Patty Mills (Brooklyn Nets)
A long-time fan-favorite for the Silver and Black, Patty Mills is now in his second season with the Brooklyn Nets. The jersey he wears might be different than the one we’re used to, but he’s still doing what he does best: heating up in a hurry and knocking down flurries of triples (although his explosions were more exciting when they were to the tune of “G’day, mate” calls from Bill Land). His role has diminished this year, but he remains a true professional and stays ready for when his number is called.
Why root for Patty?
This one is self-explanatory considering everything he did on and off the court for San Antonio over his 10 years in the city. His Nets are facing a tough matchup in the Joel Embiid-lead Philadelphia 76ers, so their appearance may be brief, but every Spurs fan should always be pulling for him.
Trey Lyles (Sacramento Kings)
The Kings were the biggest shock of this past regular season. Behind unanimous Coach of the Year Mike Brown and the All-Star duo of De’Aaron Fox and Domantas Sabonis, the Beam Team torched nets all year long on their way to claiming the three seed in the ultra-competitive West, snapping their dreadful playoff drought. A quietly important cog of this squad is one-time Spur Trey Lyles. His stats are modest, but his impact is significant. He does a little bit of everything, from spacing the floor to crashing the glass, and is as steady as they come off the pine.
Why root for Trey?
The Kings as a whole are must-see TV with their break-neck pace and electric shot making and they employ two former Spurs in Trey and Chimezie Metu. If you’re looking for a team to get behind, look no further than the Beam Team.

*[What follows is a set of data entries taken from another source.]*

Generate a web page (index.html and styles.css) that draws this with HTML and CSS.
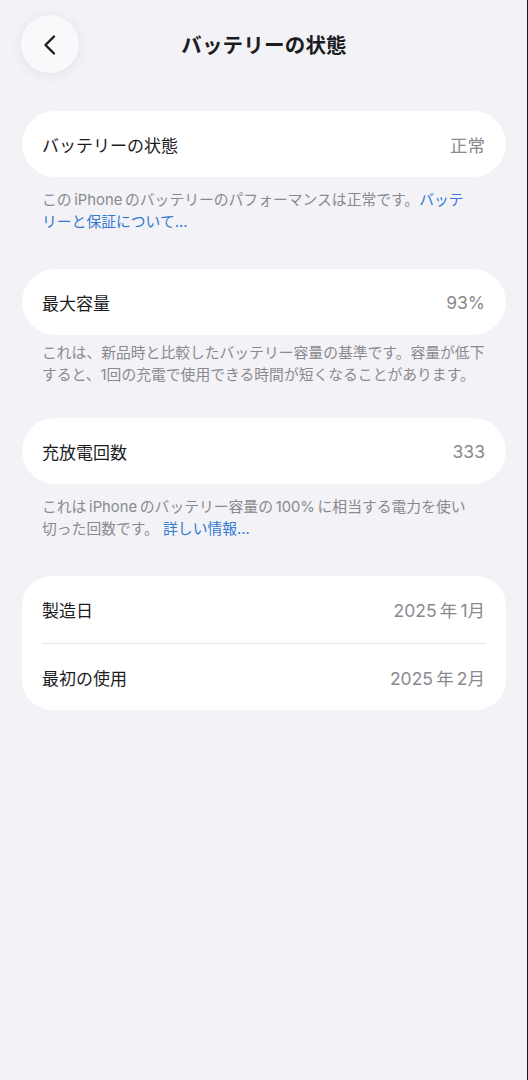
FILE: index.html
```html
<!DOCTYPE html>
<html lang="ja">
<head>
    <meta charset="UTF-8">
    <meta name="viewport" content="width=device-width, initial-scale=1.0">
    <title>バッテリーの状態</title>
    <link rel="stylesheet" href="styles.css">
</head>
<body>

    <header class="nav-bar">
        <button class="back-button" aria-label="戻る">
            <svg width="24" height="24" viewBox="0 0 24 24">
                <path d="M16 3.5 L7.5 12 L16 20.5" fill="none" stroke="#1c1c1e" stroke-width="2.4" stroke-linecap="round" stroke-linejoin="round"/>
            </svg>
        </button>
        <h1 class="nav-title">バッテリーの状態</h1>
    </header>

    <main class="settings">

        <section class="group">
            <div class="card">
                <div class="row">
                    <span class="row-label">バッテリーの状態</span>
                    <span class="row-value">正常</span>
                </div>
            </div>
            <p class="footnote">この&#8201;iPhone&#8201;のバッテリーのパフォーマンスは正常です。<a href="#" class="link">バッテ<br>リーと保証について...</a></p>
        </section>

        <section class="group group-tight">
            <div class="card">
                <div class="row">
                    <span class="row-label">最大容量</span>
                    <span class="row-value">93%</span>
                </div>
            </div>
            <p class="footnote">これは、新品時と比較したバッテリー容量の基準です。容量が低下<br>すると、1回の充電で使用できる時間が短くなることがあります。</p>
        </section>

        <section class="group">
            <div class="card">
                <div class="row">
                    <span class="row-label">充放電回数</span>
                    <span class="row-value">333</span>
                </div>
            </div>
            <p class="footnote">これは&#8201;iPhone&#8201;のバッテリー容量の&#8201;100%&#8201;に相当する電力を使い<br>切った回数です。 <a href="#" class="link">詳しい情報...</a></p>
        </section>

        <section class="group">
            <div class="card card-list">
                <div class="row">
                    <span class="row-label">製造日</span>
                    <span class="row-value">2025&#8201;年&#8201;1月</span>
                </div>
                <div class="row">
                    <span class="row-label">最初の使用</span>
                    <span class="row-value">2025&#8201;年&#8201;2月</span>
                </div>
            </div>
        </section>

    </main>

</body>
</html>
```

FILE: styles.css
```css
body {
    font-family: 'Inter', 'Noto Sans CJK JP', sans-serif;
    background: #f2f2f7;
    color: #1c1c1e;
    margin: 0;
    padding: 0;
    min-height: 100vh;
    box-shadow: inset -1px 0 0 #1c1c1e; /* window edge */
}

/* Top bar */
.nav-bar {
    display: grid;
    grid-template-columns: 58px 1fr 58px;
    align-items: center;
    padding: 15px 21px 0;
}
.back-button {
    width: 58px;
    height: 58px;
    border: none;
    border-radius: 50%;
    background: #f9f9fb;
    box-shadow: 0 2px 14px rgba(0, 0, 0, 0.07);
    display: flex;
    justify-content: center;
    align-items: center;
    padding: 0;
    cursor: pointer;
}
.back-button svg {
    margin: 2px 0 0 -1px;
}
.nav-title {
    margin: 0;
    text-align: center;
    font-size: 20.5px;
    font-weight: bold;
    letter-spacing: 0.2px;
}

/* Groups */
.settings {
    padding: 38px 22px 0;
}
.group {
    margin-bottom: 36px;
}
.card {
    background: #fff;
    border-radius: 33px;
}
.card-list {
    border-radius: 30px;
}
.row {
    display: flex;
    justify-content: space-between;
    align-items: center;
    height: 66px;
    padding: 0 21px 0 20px;
}
.card-list .row {
    height: 67px;
}
.card-list .row + .row {
    border-top: 1px solid #e4e4e8;
    margin: 0 20px;
    padding: 0 1px 0 0;
    height: 66px;
}
.row-label {
    font-size: 17px;
    color: #1c1c1e;
}
.row-value {
    font-size: 17.5px;
    color: #8a8a8e;
}

/* Notes below a card */
.footnote {
    margin: 0;
    padding: 12px 8px 0 20px;
    font-size: 14.8px;
    line-height: 22px;
    color: #8a8a8e;
    white-space: nowrap;
}
.group-tight {
    margin-bottom: 32px;
}
.group-tight .footnote {
    padding-top: 7px;
}
.link {
    color: #3479d2;
    text-decoration: none;
}
```
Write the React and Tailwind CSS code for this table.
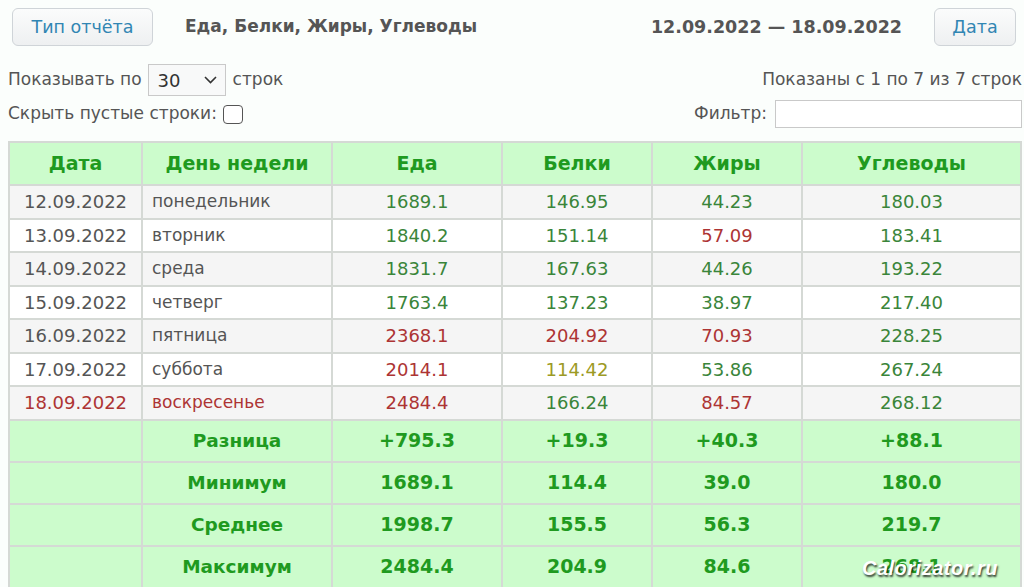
import React from 'react';

const GREEN = 'text-[#3a853a]';
const RED = 'text-[#ad3434]';
const OLIVE = 'text-[#9c9a25]';

// Строки отчёта: дата, день, значения и их цвета
const rows = [
  { date: '12.09.2022', day: 'понедельник', vals: ['1689.1', '146.95', '44.23', '180.03'], colors: [GREEN, GREEN, GREEN, GREEN] },
  { date: '13.09.2022', day: 'вторник', vals: ['1840.2', '151.14', '57.09', '183.41'], colors: [GREEN, GREEN, RED, GREEN] },
  { date: '14.09.2022', day: 'среда', vals: ['1831.7', '167.63', '44.26', '193.22'], colors: [GREEN, GREEN, GREEN, GREEN] },
  { date: '15.09.2022', day: 'четверг', vals: ['1763.4', '137.23', '38.97', '217.40'], colors: [GREEN, GREEN, GREEN, GREEN] },
  { date: '16.09.2022', day: 'пятница', vals: ['2368.1', '204.92', '70.93', '228.25'], colors: [RED, RED, RED, GREEN] },
  { date: '17.09.2022', day: 'суббота', vals: ['2014.1', '114.42', '53.86', '267.24'], colors: [RED, OLIVE, GREEN, GREEN] },
  { date: '18.09.2022', day: 'воскресенье', vals: ['2484.4', '166.24', '84.57', '268.12'], colors: [RED, GREEN, RED, GREEN], holiday: true },
];

const summary = [
  { label: 'Разница', vals: ['+795.3', '+19.3', '+40.3', '+88.1'] },
  { label: 'Минимум', vals: ['1689.1', '114.4', '39.0', '180.0'] },
  { label: 'Среднее', vals: ['1998.7', '155.5', '56.3', '219.7'] },
  { label: 'Максимум', vals: ['2484.4', '204.9', '84.6', '268.1'] },
];

const headers = ['Дата', 'День недели', 'Еда', 'Белки', 'Жиры', 'Углеводы'];

const TopButton = ({ children, className = '' }) => (
  <button className={`h-[38px] rounded-md border border-[#cfd4d8] bg-gradient-to-b from-[#fbfcfc] to-[#eef0f1] text-[17.5px] text-[#3186b3] ${className}`}>
    {children}
  </button>
);

export default function App() {
  return (
    <div className="relative h-[587px] w-[1024px] overflow-hidden bg-[#fbfefc] text-[#555] font-['DejaVu_Sans',Verdana,sans-serif]">
      {/* Верхняя панель */}
      <div className="flex items-center pl-3 pr-2 pt-[8px]">
        <TopButton className="w-[141px]">Тип отчёта</TopButton>
        <div className="ml-[32px] text-[17px] font-bold text-[#555]">Еда, Белки, Жиры, Углеводы</div>
        <div className="ml-auto text-[17.5px] font-bold text-[#555]">12.09.2022 — 18.09.2022</div>
        <TopButton className="ml-[32px] w-[82px]">Дата</TopButton>
      </div>

      {/* Настройки */}
      <div className="mt-[18px] flex items-center justify-between pl-2 pr-[2px] text-[17px]">
        <div className="flex items-center">
          <span>Показывать по</span>
          <div className="ml-[6px] flex h-[32px] w-[78px] items-center justify-between border border-[#c9c9c9] bg-[#f8f9f9] pl-[9px] pr-[8px] text-[18px] text-[#333]">
            <span>30</span>
            <svg width="13" height="8" viewBox="0 0 13 8" fill="none" stroke="#333" strokeWidth="1.6">
              <path d="M1 1l5.5 5.5L12 1" />
            </svg>
          </div>
          <span className="ml-[7px]">строк</span>
        </div>
        <span>Показаны с 1 по 7 из 7 строк</span>
      </div>
      <div className="mt-[4px] flex items-center justify-between pl-2 pr-[2px] text-[17px]">
        <div className="flex items-center">
          <span>Скрыть пустые строки:</span>
          <span className="ml-[6px] inline-block h-[19px] w-[20px] rounded-[4px] border-[1.5px] border-[#555] bg-white" />
        </div>
        <div className="flex items-center">
          <span>Фильтр:</span>
          <div className="ml-[8px] h-[28px] w-[247px] border border-[#c9c9c9] bg-white" />
        </div>
      </div>

      {/* Таблица */}
      <table className="ml-2 mt-[13px] w-[1014px] table-fixed border-collapse border-2 border-[#d5d9d5] text-[17px]">
        <colgroup>
          <col className="w-[133px]" />
          <col className="w-[190px]" />
          <col className="w-[170px]" />
          <col className="w-[150px]" />
          <col className="w-[150px]" />
          <col />
        </colgroup>
        <thead>
          <tr className="h-[43px] bg-[#ccfccc]">
            {headers.map((h) => (
              <th key={h} className="border-2 border-[#d5d9d5] text-center text-[19px] font-bold text-[#1f9a1f]">{h}</th>
            ))}
          </tr>
        </thead>
        <tbody>
          {rows.map((r, i) => (
            <tr key={r.date} className={`h-[33.5px] ${i % 2 === 0 ? 'bg-[#f5f5f5]' : 'bg-white'}`}>
              <td className={`border-2 border-[#d5d9d5] text-center text-[18px] ${r.holiday ? RED : 'text-[#555]'}`}>{r.date}</td>
              <td className={`border-2 border-[#d5d9d5] pl-[9px] ${r.holiday ? RED : 'text-[#555]'}`}>{r.day}</td>
              {r.vals.map((v, j) => (
                <td key={j} className={`border-2 border-[#d5d9d5] text-center text-[18px] ${r.colors[j]}`}>{v}</td>
              ))}
            </tr>
          ))}
          {summary.map((s) => (
            <tr key={s.label} className="h-[42px] bg-[#ccfccc] font-bold text-[#1f9a1f]">
              <td className="border-2 border-[#d5d9d5]" />
              <td className="border-2 border-[#d5d9d5] text-center text-[18.5px]">{s.label}</td>
              {s.vals.map((v, j) => (
                <td key={j} className="border-2 border-[#d5d9d5] text-center text-[19px]">{v}</td>
              ))}
            </tr>
          ))}
        </tbody>
      </table>

      {/* Водяной знак */}
      <div className="absolute left-[862px] top-[553px] text-[20px] font-bold italic tracking-[0.5px] text-white [text-shadow:1px_2px_2px_rgba(0,0,0,0.75)] font-['Liberation_Sans',Arial,sans-serif]">
        Calorizator.ru
      </div>
    </div>
  );
}
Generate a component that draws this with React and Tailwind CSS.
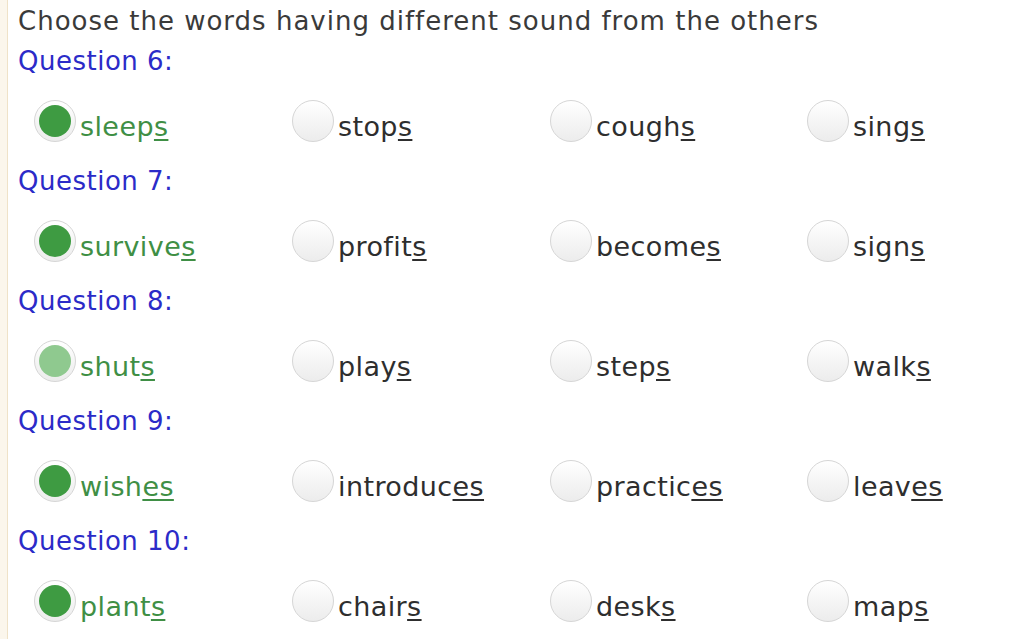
import React from 'react';

const questions = [
  { n: 6, picked: 0, dim: false, opts: [['sleep', 's'], ['stop', 's'], ['cough', 's'], ['sing', 's']] },
  { n: 7, picked: 0, dim: false, opts: [['survive', 's'], ['profit', 's'], ['become', 's'], ['sign', 's']] },
  { n: 8, picked: 0, dim: true, opts: [['shut', 's'], ['play', 's'], ['step', 's'], ['walk', 's']] },
  { n: 9, picked: 0, dim: false, opts: [['wish', 'es'], ['introduc', 'es'], ['practic', 'es'], ['leav', 'es']] },
  { n: 10, picked: 0, dim: false, opts: [['plant', 's'], ['chair', 's'], ['desk', 's'], ['map', 's']] },
];

const Radio = ({ checked, dim }) => (
  <span className="w-[42px] h-[42px] rounded-full border border-[#d6d6d6] bg-gradient-to-b from-white to-[#ececec] flex items-center justify-center shrink-0">
    {checked && (
      <span className={`w-[32px] h-[32px] rounded-full ${dim ? 'bg-[#8fc98f]' : 'bg-[#3e9b42]'}`} />
    )}
  </span>
);

const App = () => {
  return (
    <div className="w-[1024px] h-[639px] bg-white flex overflow-hidden" style={{ fontFamily: '"DejaVu Sans", sans-serif' }}>
      <div className="w-[8px] bg-[#fbf6ec] border-r border-[#efe2c8] shrink-0" />
      <div className="flex flex-col pl-[10px] pt-[2px]">
        <div className="h-[42px] flex items-center text-[26px] text-[#3a3a3a] tracking-[1px]">
          Choose the words having different sound from the others
        </div>
        {questions.map((q) => (
          <div key={q.n} className="flex flex-col">
            <div className="h-[40px] flex items-center text-[26px] text-[#2b2bc8] tracking-[0.5px]">Question {q.n}:</div>
            <div className="h-[80px] grid grid-cols-[258px_258px_257px_200px] items-center pl-[16px]">
              {q.opts.map(([stem, end], i) => {
                const checked = i === q.picked;
                return (
                  <label key={i} className="flex items-center gap-[4px]">
                    <Radio checked={checked} dim={q.dim} />
                    <span className={`text-[27px] pt-[12px] tracking-[0.4px] ${checked ? 'text-[#3f8f45]' : 'text-[#2e2e2e]'}`}>
                      {stem}
                      <span className="underline underline-offset-[3px] decoration-[2px]">{end}</span>
                    </span>
                  </label>
                );
              })}
            </div>
          </div>
        ))}
      </div>
    </div>
  );
};

export default App;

Other familiar faces competing in the playoffs include Kyle Anderson of the Minnesota Timberwolves, Lonnie Walker IV of the Lakers, and, of course, Kawhi Leonard of the Los Angeles Clippers.
While the Spurs may not be a part of this year’s postseason, bygone players are littered everywhere across the playoff field, so you can still enjoy the experience of postseason fandom. Enjoy the big dance!